Raul Toral Abstract's Talk

Fluctuation-dissipation relation in a random-field model

We address a mean-field zero-temperature Ginzburg-Landau, or fi-4, model subjected to quenched additive noise, which has been used recently as a framework for analyzing collective effects induced by diversity. We first make use of a self-consistent theory to calculate the phase diagram of the system, predicting the onset of an order-disorder critical transition at a critical value of the quenched noise intensity, with critical exponents that follow Landau theory of thermal phase transitions. We subsequently perform a numerical integration of the system's dynamical variables in order to compare the analytical results (valid in the thermodynamic limit and associated to the ground state of the global Lyapunov potential) with the stationary state of the (finite size) system. In the region of the parameter space where metastability is absent (and therefore the stationary state coincide with the ground state of the Lyapunov potential), a finite-size scaling analysis of the order parameter fluctuations suggests that the magnetic susceptibility diverges quadratically in the vicinity of the transition, what constitutes a violation of the fluctuation-dissipation relation. We derive an effective Hamiltonian and accordingly argue that its functional form does not allow to straightforwardly relate the order parameter fluctuations to the linear response of the system, at odds with equilibrium theory.
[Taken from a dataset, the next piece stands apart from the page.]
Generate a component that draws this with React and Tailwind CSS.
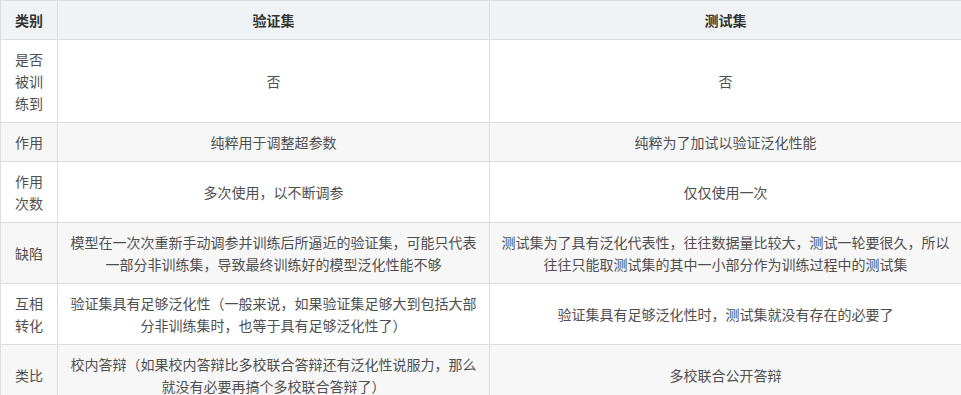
const rows = [
  { k: '是否被训练到', a: '否', b: '否' },
  { k: '作用', a: '纯粹用于调整超参数', b: '纯粹为了加试以验证泛化性能' },
  { k: '作用次数', a: '多次使用，以不断调参', b: '仅仅使用一次' },
  {
    k: '缺陷',
    a: '模型在一次次重新手动调参并训练后所逼近的验证集，可能只代表一部分非训练集，导致最终训练好的模型泛化性能不够',
    b: '测试集为了具有泛化代表性，往往数据量比较大，测试一轮要很久，所以往往只能取测试集的其中一小部分作为训练过程中的测试集',
  },
  {
    k: '互相转化',
    a: '验证集具有足够泛化性（一般来说，如果验证集足够大到包括大部分非训练集时，也等于具有足够泛化性了）',
    b: '验证集具有足够泛化性时，测试集就没有存在的必要了',
  },
  {
    k: '类比',
    a: '校内答辩（如果校内答辩比多校联合答辩还有泛化性说服力，那么就没有必要再搞个多校联合答辩了）',
    b: '多校联合公开答辩',
  },
];

export default function App() {
  return (
    <div
      lang="zh-CN"
      className="w-[961px] h-[395px] overflow-hidden bg-white font-['Noto_Sans_CJK_SC','Noto_Sans',sans-serif] text-[14px] leading-[22px] text-[#4f4f4f]"
    >
      <table className="table-fixed border-collapse w-[961px]">
        <colgroup>
          <col className="w-[57px]" />
          <col className="w-[432px]" />
          <col className="w-[472px]" />
        </colgroup>
        <thead>
          <tr className="bg-[#eff3f5]">
            <th className="border border-[#dddddd] px-[12px] py-[8px] text-center font-bold text-[#333333]">类别</th>
            <th className="border border-[#dddddd] px-[12px] py-[8px] text-center font-bold text-[#333333]">验证集</th>
            <th className="border border-[#dddddd] px-[10px] py-[8px] text-center font-bold text-[#333333]">测试集</th>
          </tr>
        </thead>
        <tbody>
          {rows.map((r, i) => (
            <tr key={i} className={i % 2 === 1 ? 'bg-[#f7f7f7]' : 'bg-white'}>
              <td className="border border-[#dddddd] px-[12px] py-[8px] text-center align-middle">{r.k}</td>
              <td className="border border-[#dddddd] px-[12px] py-[8px] text-center align-middle">{r.a}</td>
              <td className="border border-[#dddddd] px-[10px] py-[8px] text-center align-middle">{r.b}</td>
            </tr>
          ))}
        </tbody>
      </table>
    </div>
  );
}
In the region of the parameter space where the system is susceptible to have a large number of metastable states (and therefore the stationary state does not necessarily correspond to the ground state of the global Lyapunov potential), we numerically find a phase diagram that strongly depends on the initial conditions of the dynamical variables. We conclude that structural diversity can induce both the creation and annihilation of order in a nontrivial way.